1. CONTEXTE ANTHROPOLOGIQUE

L’ouvrage de William B. Cohen, Français et Africains. Les Noirs dans le regard des Blancs 1530-1880 2 , résume bien l’image que les occidentaux du 19e siècle et du début du 20e se faisaient de Noirs. Tout au long du 19e siècle et jusque vers les années 1945, en Belgique comme partout en occident, prédominait la croyance à l’infériorité des Noirs. Cette croyance, formée et renforcée par des siècles de contacts, s’appuie, à cette époque où le scientisme était devenu un véritable objet de culte, sur des théories pseudo-scientifiques et religieuses. Publiés dans des romans, des ouvrages « scientifiques », des revues et des magazines et vulgarisés par des kermesses et des expositions, toutes les idées et les préjugés défavorables aux Noirs étaient répandus dans toutes les couches sociales en Belgique et dans tout l’Occident chrétien. Les missionnaires eux-mêmes baignaient dans cette culture et ils partageaient, dans l’ensemble, les opinions de leurs contemporains, surtout quand celles-ci se présentaient comme les résultats des enquêtes scientifiques avérées. Les écoles qui les préparaient à la vie africaine, leur inculquaient aussi ces a-priori sous prétexte de prévenir contre d'éventuelles dérives 1 . Souvent, une fois en Afrique, ceux des missionnaires qui n’avaient pas un niveau suffisant de culture et une intelligence formée pour discerner et juger par eux-mêmes, ressassaient les mêmes lieux-communs véhiculés en Europe pour expliquer les situations inédites qu’ils rencontraient et justifier leurs écarts de conduite envers les Noirs.

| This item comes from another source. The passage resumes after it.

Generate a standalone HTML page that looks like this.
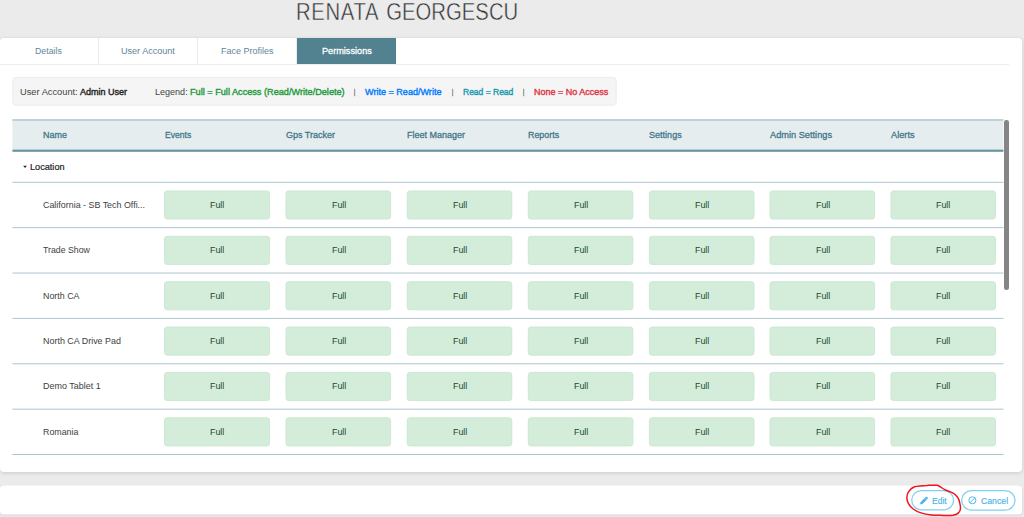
<!DOCTYPE html>
<html><head><meta charset="utf-8">
<style>
*{box-sizing:border-box;margin:0;padding:0}
html,body{width:1024px;height:517px;overflow:hidden;background:#ebebeb;font-family:"Liberation Sans",sans-serif;color:#333}
.t{position:absolute;white-space:pre;line-height:20px;transform-origin:0 50%}
.card{position:absolute;left:0;top:38px;width:1022px;height:434px;background:#fff;border-radius:4px;box-shadow:0 1px 4px rgba(0,0,0,.14)}
.tabline{position:absolute;left:0;top:64px;width:1009px;height:1px;background:#e9edef}
.tsep{position:absolute;top:38px;width:1px;height:26px;background:#e6ecef}
.tabact{position:absolute;left:297px;top:38px;width:99px;height:26px;background:#52828f}
.legend{position:absolute;left:12.5px;top:77px;width:604px;height:28.5px;background:#f5f5f5;border:1px solid #ececec;border-radius:3px}
.thead{position:absolute;left:12.5px;top:119px;width:991px;height:33px;background:#e5edee;border-top:2px solid #c0d1d7;border-bottom:2px solid #6793a2}
.sb{position:absolute;left:1004.3px;top:119.5px;width:4.6px;height:170.3px;background:#858585;border-radius:2.3px}
.foot{position:absolute;left:0;top:486px;width:1022px;height:28px;background:#fff;border-radius:4px;box-shadow:0 1px 3px rgba(0,0,0,.13)}
.btn{position:absolute;top:490px;height:20.8px;border:1px solid #7fd1f2;border-radius:10.4px;background:#fff}
svg{position:absolute;left:0;top:0;overflow:visible}
</style></head><body>
<div class="card"></div>
<div class="tabline"></div>
<div class="tsep" style="left:98px"></div>
<div class="tsep" style="left:197px"></div>
<div class="tsep" style="left:296px"></div>
<div class="tabact"></div>
<div class="sb"></div>
<div class="foot"></div>
<svg width="1024" height="517" viewBox="0 0 1024 517">
<rect x="0" y="485.4" width="1022" height="29.1" rx="4" fill="#fff"/>
<rect x="12.9" y="77.4" width="603.3" height="27.8" rx="3" fill="#f5f5f5" stroke="#e9e9e9" stroke-width="0.8"/>
<rect x="12.4" y="119" width="991" height="2" fill="#c0d1d7"/>
<rect x="12.4" y="121" width="991" height="28.7" fill="#e5edee"/>
<rect x="12.4" y="149.6" width="991" height="2.2" fill="#6793a2"/>
<rect x="12.4" y="181.80" width="991" height="1" fill="#adc5ce"/>
<rect x="12.4" y="227.17" width="991" height="1" fill="#adc5ce"/>
<rect x="12.4" y="272.54" width="991" height="1" fill="#adc5ce"/>
<rect x="12.4" y="317.91" width="991" height="1" fill="#adc5ce"/>
<rect x="12.4" y="363.28" width="991" height="1" fill="#adc5ce"/>
<rect x="12.4" y="408.65" width="991" height="1" fill="#adc5ce"/>
<rect x="12.4" y="454.02" width="991" height="1" fill="#adc5ce"/>
<rect x="164.50" y="190.90" width="105.10" height="28.2" rx="2.6" fill="#d4edda" stroke="#c6e6cd" stroke-width="0.8"/>
<rect x="286.00" y="190.90" width="104.60" height="28.2" rx="2.6" fill="#d4edda" stroke="#c6e6cd" stroke-width="0.8"/>
<rect x="407.20" y="190.90" width="104.60" height="28.2" rx="2.6" fill="#d4edda" stroke="#c6e6cd" stroke-width="0.8"/>
<rect x="528.30" y="190.90" width="104.60" height="28.2" rx="2.6" fill="#d4edda" stroke="#c6e6cd" stroke-width="0.8"/>
<rect x="649.40" y="190.90" width="104.60" height="28.2" rx="2.6" fill="#d4edda" stroke="#c6e6cd" stroke-width="0.8"/>
<rect x="770.00" y="190.90" width="104.60" height="28.2" rx="2.6" fill="#d4edda" stroke="#c6e6cd" stroke-width="0.8"/>
<rect x="890.90" y="190.90" width="104.60" height="28.2" rx="2.6" fill="#d4edda" stroke="#c6e6cd" stroke-width="0.8"/>
<rect x="164.50" y="236.27" width="105.10" height="28.2" rx="2.6" fill="#d4edda" stroke="#c6e6cd" stroke-width="0.8"/>
<rect x="286.00" y="236.27" width="104.60" height="28.2" rx="2.6" fill="#d4edda" stroke="#c6e6cd" stroke-width="0.8"/>
<rect x="407.20" y="236.27" width="104.60" height="28.2" rx="2.6" fill="#d4edda" stroke="#c6e6cd" stroke-width="0.8"/>
<rect x="528.30" y="236.27" width="104.60" height="28.2" rx="2.6" fill="#d4edda" stroke="#c6e6cd" stroke-width="0.8"/>
<rect x="649.40" y="236.27" width="104.60" height="28.2" rx="2.6" fill="#d4edda" stroke="#c6e6cd" stroke-width="0.8"/>
<rect x="770.00" y="236.27" width="104.60" height="28.2" rx="2.6" fill="#d4edda" stroke="#c6e6cd" stroke-width="0.8"/>
<rect x="890.90" y="236.27" width="104.60" height="28.2" rx="2.6" fill="#d4edda" stroke="#c6e6cd" stroke-width="0.8"/>
<rect x="164.50" y="281.64" width="105.10" height="28.2" rx="2.6" fill="#d4edda" stroke="#c6e6cd" stroke-width="0.8"/>
<rect x="286.00" y="281.64" width="104.60" height="28.2" rx="2.6" fill="#d4edda" stroke="#c6e6cd" stroke-width="0.8"/>
<rect x="407.20" y="281.64" width="104.60" height="28.2" rx="2.6" fill="#d4edda" stroke="#c6e6cd" stroke-width="0.8"/>
<rect x="528.30" y="281.64" width="104.60" height="28.2" rx="2.6" fill="#d4edda" stroke="#c6e6cd" stroke-width="0.8"/>
<rect x="649.40" y="281.64" width="104.60" height="28.2" rx="2.6" fill="#d4edda" stroke="#c6e6cd" stroke-width="0.8"/>
<rect x="770.00" y="281.64" width="104.60" height="28.2" rx="2.6" fill="#d4edda" stroke="#c6e6cd" stroke-width="0.8"/>
<rect x="890.90" y="281.64" width="104.60" height="28.2" rx="2.6" fill="#d4edda" stroke="#c6e6cd" stroke-width="0.8"/>
<rect x="164.50" y="327.01" width="105.10" height="28.2" rx="2.6" fill="#d4edda" stroke="#c6e6cd" stroke-width="0.8"/>
<rect x="286.00" y="327.01" width="104.60" height="28.2" rx="2.6" fill="#d4edda" stroke="#c6e6cd" stroke-width="0.8"/>
<rect x="407.20" y="327.01" width="104.60" height="28.2" rx="2.6" fill="#d4edda" stroke="#c6e6cd" stroke-width="0.8"/>
<rect x="528.30" y="327.01" width="104.60" height="28.2" rx="2.6" fill="#d4edda" stroke="#c6e6cd" stroke-width="0.8"/>
<rect x="649.40" y="327.01" width="104.60" height="28.2" rx="2.6" fill="#d4edda" stroke="#c6e6cd" stroke-width="0.8"/>
<rect x="770.00" y="327.01" width="104.60" height="28.2" rx="2.6" fill="#d4edda" stroke="#c6e6cd" stroke-width="0.8"/>
<rect x="890.90" y="327.01" width="104.60" height="28.2" rx="2.6" fill="#d4edda" stroke="#c6e6cd" stroke-width="0.8"/>
<rect x="164.50" y="372.38" width="105.10" height="28.2" rx="2.6" fill="#d4edda" stroke="#c6e6cd" stroke-width="0.8"/>
<rect x="286.00" y="372.38" width="104.60" height="28.2" rx="2.6" fill="#d4edda" stroke="#c6e6cd" stroke-width="0.8"/>
<rect x="407.20" y="372.38" width="104.60" height="28.2" rx="2.6" fill="#d4edda" stroke="#c6e6cd" stroke-width="0.8"/>
<rect x="528.30" y="372.38" width="104.60" height="28.2" rx="2.6" fill="#d4edda" stroke="#c6e6cd" stroke-width="0.8"/>
<rect x="649.40" y="372.38" width="104.60" height="28.2" rx="2.6" fill="#d4edda" stroke="#c6e6cd" stroke-width="0.8"/>
<rect x="770.00" y="372.38" width="104.60" height="28.2" rx="2.6" fill="#d4edda" stroke="#c6e6cd" stroke-width="0.8"/>
<rect x="890.90" y="372.38" width="104.60" height="28.2" rx="2.6" fill="#d4edda" stroke="#c6e6cd" stroke-width="0.8"/>
<rect x="164.50" y="417.75" width="105.10" height="28.2" rx="2.6" fill="#d4edda" stroke="#c6e6cd" stroke-width="0.8"/>
<rect x="286.00" y="417.75" width="104.60" height="28.2" rx="2.6" fill="#d4edda" stroke="#c6e6cd" stroke-width="0.8"/>
<rect x="407.20" y="417.75" width="104.60" height="28.2" rx="2.6" fill="#d4edda" stroke="#c6e6cd" stroke-width="0.8"/>
<rect x="528.30" y="417.75" width="104.60" height="28.2" rx="2.6" fill="#d4edda" stroke="#c6e6cd" stroke-width="0.8"/>
<rect x="649.40" y="417.75" width="104.60" height="28.2" rx="2.6" fill="#d4edda" stroke="#c6e6cd" stroke-width="0.8"/>
<rect x="770.00" y="417.75" width="104.60" height="28.2" rx="2.6" fill="#d4edda" stroke="#c6e6cd" stroke-width="0.8"/>
<rect x="890.90" y="417.75" width="104.60" height="28.2" rx="2.6" fill="#d4edda" stroke="#c6e6cd" stroke-width="0.8"/>
<path d="M23.2 165.7 L26.9 165.7 L25.05 168 Z" fill="#222"/>
<rect x="911.75" y="490.55" width="41.8" height="19.3" rx="9.65" fill="#fff" stroke="#7fd1f2" stroke-width="1.3"/>
<rect x="961.65" y="490.55" width="53.4" height="19.6" rx="9.8" fill="#fff" stroke="#7fd1f2" stroke-width="1.3"/>
<g fill="#46b4e8"><path d="M920 504 L920.5 501.9 L925 497.4 L926.7 499.1 L922.2 503.6 Z M925.6 496.8 L926.3 496.1 Q926.7 495.8 927.1 496.1 L928 497 Q928.3 497.4 928 497.8 L927.3 498.5 Z" transform="translate(924,500.7) scale(0.88) translate(-924,-500.2)" stroke="#46b4e8" stroke-width="0.8" stroke-linejoin="round"/></g>
<circle cx="972.4" cy="500.3" r="3.5" fill="none" stroke="#52b9ea" stroke-width="1"/>
<path d="M969.9 502.8 L974.9 497.8" stroke="#52b9ea" stroke-width="1"/>
<path d="M914.4 486.8 C918 485.8 923 485.5 927.3 485.4 C931 485.2 934 485 937.4 485.2 C939 485.8 940 486.6 941.3 487.5 C942.8 488.6 944.3 489.5 946 490.3 C948 491.2 950.3 491.7 952.3 492.6 C954.5 493.8 956.5 495.3 957.7 497.3 C958.8 499 959.4 500.9 959.7 502.8 C960.1 504.6 960.6 506.5 960.5 508.3 C960.4 510 959.8 511.8 958.5 512.9 C957 514.3 955 515 953 515.3 C949.7 515.7 946.2 515.5 942.9 515.4 C939 515.3 935 515.3 931.2 514.9 C927.7 514.6 924.2 514 921 512.9 C918.2 512 915.4 510.8 913.2 509 C911.2 507.5 909.6 505.7 908.5 503.6 C907.6 501.9 907 500 906.9 498.1 C906.8 495.9 907.3 493.6 908.5 491.8 C909.9 489.6 912 487.8 914.4 486.8 Z" fill="none" stroke="#f4121b" stroke-width="1.5" stroke-linejoin="round"/>
</svg>
<span class="t" style="left:295.63px;top:1.93px;font-size:23.3px;color:#333;-webkit-text-stroke:0.45px #ebebeb;word-spacing:1.5px;transform:scaleX(0.8715)"><span style="letter-spacing:.75px">RENATA</span> GEORGESCU</span>
<span class="t" style="left:35.00px;top:40.62px;font-size:9.6px;color:#5f8798;transform:scaleX(0.9167)">Details</span>
<span class="t" style="left:120.75px;top:40.62px;font-size:9.6px;color:#5f8798;transform:scaleX(0.9440)">User Account</span>
<span class="t" style="left:221.00px;top:40.62px;font-size:9.6px;color:#5f8798;transform:scaleX(0.9375)">Face Profiles</span>
<span class="t" style="left:321.50px;top:40.62px;font-size:9.6px;color:#fff;-webkit-text-stroke:0.3px #fff;transform:scaleX(0.9528)">Permissions</span>
<span class="t" style="left:20.00px;top:81.77px;font-size:9.6px;color:#444;transform:scaleX(0.9661)">User Account:</span>
<span class="t" style="left:79.50px;top:81.77px;font-size:9.6px;color:#222;-webkit-text-stroke:0.4px #222;transform:scaleX(0.9400)">Admin User</span>
<span class="t" style="left:154.50px;top:81.77px;font-size:9.6px;color:#444;transform:scaleX(0.9412)">Legend:</span>
<span class="t" style="left:189.50px;top:81.77px;font-size:9.6px;color:#239a3e;-webkit-text-stroke:0.4px #239a3e;transform:scaleX(0.9537)">Full = Full Access (Read/Write/Delete)</span>
<span class="t" style="left:353.80px;top:81.50px;font-size:7.8px;color:#7a3f5c;-webkit-text-stroke:0.35px #7a3f5c;transform:scaleX(0.6000)">|</span>
<span class="t" style="left:365.00px;top:81.77px;font-size:9.6px;color:#007bff;-webkit-text-stroke:0.4px #007bff;transform:scaleX(0.9444)">Write = Read/Write</span>
<span class="t" style="left:451.50px;top:81.50px;font-size:7.8px;color:#7a3f5c;-webkit-text-stroke:0.35px #7a3f5c;transform:scaleX(0.6000)">|</span>
<span class="t" style="left:462.50px;top:81.77px;font-size:9.6px;color:#1599ae;-webkit-text-stroke:0.4px #1599ae;transform:scaleX(0.8860)">Read = Read</span>
<span class="t" style="left:522.70px;top:81.50px;font-size:7.8px;color:#555;-webkit-text-stroke:0.35px #555;transform:scaleX(0.6000)">|</span>
<span class="t" style="left:534.00px;top:81.77px;font-size:9.6px;color:#dc3545;-webkit-text-stroke:0.4px #dc3545;transform:scaleX(0.9375)">None = No Access</span>
<span class="t" style="left:42.80px;top:124.67px;font-size:9.6px;color:#42768a;-webkit-text-stroke:0.3px #42768a;transform:scaleX(0.9346)">Name</span>
<span class="t" style="left:164.50px;top:124.67px;font-size:9.6px;color:#42768a;-webkit-text-stroke:0.3px #42768a;transform:scaleX(0.8933)">Events</span>
<span class="t" style="left:286.00px;top:124.67px;font-size:9.6px;color:#42768a;-webkit-text-stroke:0.3px #42768a;transform:scaleX(0.9375)">Gps Tracker</span>
<span class="t" style="left:407.00px;top:124.67px;font-size:9.6px;color:#42768a;-webkit-text-stroke:0.3px #42768a;transform:scaleX(0.9355)">Fleet Manager</span>
<span class="t" style="left:528.00px;top:124.67px;font-size:9.6px;color:#42768a;-webkit-text-stroke:0.3px #42768a;transform:scaleX(0.9265)">Reports</span>
<span class="t" style="left:649.00px;top:124.67px;font-size:9.6px;color:#42768a;-webkit-text-stroke:0.3px #42768a;transform:scaleX(0.9429)">Settings</span>
<span class="t" style="left:769.50px;top:124.67px;font-size:9.6px;color:#42768a;-webkit-text-stroke:0.3px #42768a;transform:scaleX(0.9615)">Admin Settings</span>
<span class="t" style="left:890.50px;top:124.67px;font-size:9.6px;color:#42768a;-webkit-text-stroke:0.3px #42768a;transform:scaleX(0.9600)">Alerts</span>
<span class="t" style="left:29.75px;top:156.67px;font-size:9.6px;color:#222;-webkit-text-stroke:0.2px #222;transform:scaleX(0.9527)">Location</span>
<span class="t" style="left:43.00px;top:195.07px;font-size:9.6px;color:#3e3e3e;transform:scaleX(0.9273)">California - SB Tech Offi...</span>
<span class="t" style="left:210.00px;top:195.07px;font-size:9.6px;color:#24492f;transform:scaleX(0.9250)">Full</span>
<span class="t" style="left:331.50px;top:195.07px;font-size:9.6px;color:#24492f;transform:scaleX(0.9250)">Full</span>
<span class="t" style="left:452.70px;top:195.07px;font-size:9.6px;color:#24492f;transform:scaleX(0.9250)">Full</span>
<span class="t" style="left:573.80px;top:195.07px;font-size:9.6px;color:#24492f;transform:scaleX(0.9250)">Full</span>
<span class="t" style="left:694.90px;top:195.07px;font-size:9.6px;color:#24492f;transform:scaleX(0.9250)">Full</span>
<span class="t" style="left:815.50px;top:195.07px;font-size:9.6px;color:#24492f;transform:scaleX(0.9250)">Full</span>
<span class="t" style="left:936.40px;top:195.07px;font-size:9.6px;color:#24492f;transform:scaleX(0.9250)">Full</span>
<span class="t" style="left:43.00px;top:240.27px;font-size:9.6px;color:#3e3e3e;transform:scaleX(0.9135)">Trade Show</span>
<span class="t" style="left:210.00px;top:240.27px;font-size:9.6px;color:#24492f;transform:scaleX(0.9250)">Full</span>
<span class="t" style="left:331.50px;top:240.27px;font-size:9.6px;color:#24492f;transform:scaleX(0.9250)">Full</span>
<span class="t" style="left:452.70px;top:240.27px;font-size:9.6px;color:#24492f;transform:scaleX(0.9250)">Full</span>
<span class="t" style="left:573.80px;top:240.27px;font-size:9.6px;color:#24492f;transform:scaleX(0.9250)">Full</span>
<span class="t" style="left:694.90px;top:240.27px;font-size:9.6px;color:#24492f;transform:scaleX(0.9250)">Full</span>
<span class="t" style="left:815.50px;top:240.27px;font-size:9.6px;color:#24492f;transform:scaleX(0.9250)">Full</span>
<span class="t" style="left:936.40px;top:240.27px;font-size:9.6px;color:#24492f;transform:scaleX(0.9250)">Full</span>
<span class="t" style="left:43.00px;top:285.67px;font-size:9.6px;color:#3e3e3e;transform:scaleX(0.9250)">North CA</span>
<span class="t" style="left:210.00px;top:285.67px;font-size:9.6px;color:#24492f;transform:scaleX(0.9250)">Full</span>
<span class="t" style="left:331.50px;top:285.67px;font-size:9.6px;color:#24492f;transform:scaleX(0.9250)">Full</span>
<span class="t" style="left:452.70px;top:285.67px;font-size:9.6px;color:#24492f;transform:scaleX(0.9250)">Full</span>
<span class="t" style="left:573.80px;top:285.67px;font-size:9.6px;color:#24492f;transform:scaleX(0.9250)">Full</span>
<span class="t" style="left:694.90px;top:285.67px;font-size:9.6px;color:#24492f;transform:scaleX(0.9250)">Full</span>
<span class="t" style="left:815.50px;top:285.67px;font-size:9.6px;color:#24492f;transform:scaleX(0.9250)">Full</span>
<span class="t" style="left:936.40px;top:285.67px;font-size:9.6px;color:#24492f;transform:scaleX(0.9250)">Full</span>
<span class="t" style="left:43.00px;top:331.07px;font-size:9.6px;color:#3e3e3e;transform:scaleX(0.9315)">North CA Drive Pad</span>
<span class="t" style="left:210.00px;top:331.07px;font-size:9.6px;color:#24492f;transform:scaleX(0.9250)">Full</span>
<span class="t" style="left:331.50px;top:331.07px;font-size:9.6px;color:#24492f;transform:scaleX(0.9250)">Full</span>
<span class="t" style="left:452.70px;top:331.07px;font-size:9.6px;color:#24492f;transform:scaleX(0.9250)">Full</span>
<span class="t" style="left:573.80px;top:331.07px;font-size:9.6px;color:#24492f;transform:scaleX(0.9250)">Full</span>
<span class="t" style="left:694.90px;top:331.07px;font-size:9.6px;color:#24492f;transform:scaleX(0.9250)">Full</span>
<span class="t" style="left:815.50px;top:331.07px;font-size:9.6px;color:#24492f;transform:scaleX(0.9250)">Full</span>
<span class="t" style="left:936.40px;top:331.07px;font-size:9.6px;color:#24492f;transform:scaleX(0.9250)">Full</span>
<span class="t" style="left:43.00px;top:376.17px;font-size:9.6px;color:#3e3e3e;transform:scaleX(0.9355)">Demo Tablet 1</span>
<span class="t" style="left:210.00px;top:376.17px;font-size:9.6px;color:#24492f;transform:scaleX(0.9250)">Full</span>
<span class="t" style="left:331.50px;top:376.17px;font-size:9.6px;color:#24492f;transform:scaleX(0.9250)">Full</span>
<span class="t" style="left:452.70px;top:376.17px;font-size:9.6px;color:#24492f;transform:scaleX(0.9250)">Full</span>
<span class="t" style="left:573.80px;top:376.17px;font-size:9.6px;color:#24492f;transform:scaleX(0.9250)">Full</span>
<span class="t" style="left:694.90px;top:376.17px;font-size:9.6px;color:#24492f;transform:scaleX(0.9250)">Full</span>
<span class="t" style="left:815.50px;top:376.17px;font-size:9.6px;color:#24492f;transform:scaleX(0.9250)">Full</span>
<span class="t" style="left:936.40px;top:376.17px;font-size:9.6px;color:#24492f;transform:scaleX(0.9250)">Full</span>
<span class="t" style="left:43.00px;top:421.67px;font-size:9.6px;color:#3e3e3e;transform:scaleX(0.9231)">Romania</span>
<span class="t" style="left:210.00px;top:421.67px;font-size:9.6px;color:#24492f;transform:scaleX(0.9250)">Full</span>
<span class="t" style="left:331.50px;top:421.67px;font-size:9.6px;color:#24492f;transform:scaleX(0.9250)">Full</span>
<span class="t" style="left:452.70px;top:421.67px;font-size:9.6px;color:#24492f;transform:scaleX(0.9250)">Full</span>
<span class="t" style="left:573.80px;top:421.67px;font-size:9.6px;color:#24492f;transform:scaleX(0.9250)">Full</span>
<span class="t" style="left:694.90px;top:421.67px;font-size:9.6px;color:#24492f;transform:scaleX(0.9250)">Full</span>
<span class="t" style="left:815.50px;top:421.67px;font-size:9.6px;color:#24492f;transform:scaleX(0.9250)">Full</span>
<span class="t" style="left:936.40px;top:421.67px;font-size:9.6px;color:#24492f;transform:scaleX(0.9250)">Full</span>
<span class="t" style="left:931.90px;top:490.97px;font-size:9.6px;color:#46b4e8;-webkit-text-stroke:0.15px #46b4e8;transform:scaleX(0.8882)">Edit</span>
<span class="t" style="left:980.80px;top:490.97px;font-size:9.6px;color:#46b4e8;-webkit-text-stroke:0.15px #46b4e8;transform:scaleX(0.9067)">Cancel</span>
</body></html>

Tout au long du 19e siècle et dans le premier quart du 20e siècle plusieurs écoles de pensée justifiaient la théorie raciste de l’infériorité des Noirs en évoquant pêle-mêle des raisons environnementales, biologiques et religieuses. Ces raisons, reprises explicitement ou implicitement, ont d’une façon ou d’une autre influencé la pensée et le comportement des missionnaires, même s'ils n'adhèrent pas aux postulats pseudo-scientifique du racisme biologique.

Notes
2.

COHEN, W.B. (traduit de l’Anglais par C. Garnier), Français et Africains. Les Noirs dans le regard des Blancs 1530-1880, Gallimard, Paris, 1981. Lire surtout les chapitres 7, 8, 9 et la postface.

1.

L’école coloniale d’Anvers s’était spécialisée à former les candidats à la vie sous les tropiques. À Louvain et dans les maisons de formation religieuse, l’initiation à la vie missionnaire au Congo était partout assurée par des « spécialistes », surtout les ethnologues comme le Jésuite Van Bulck.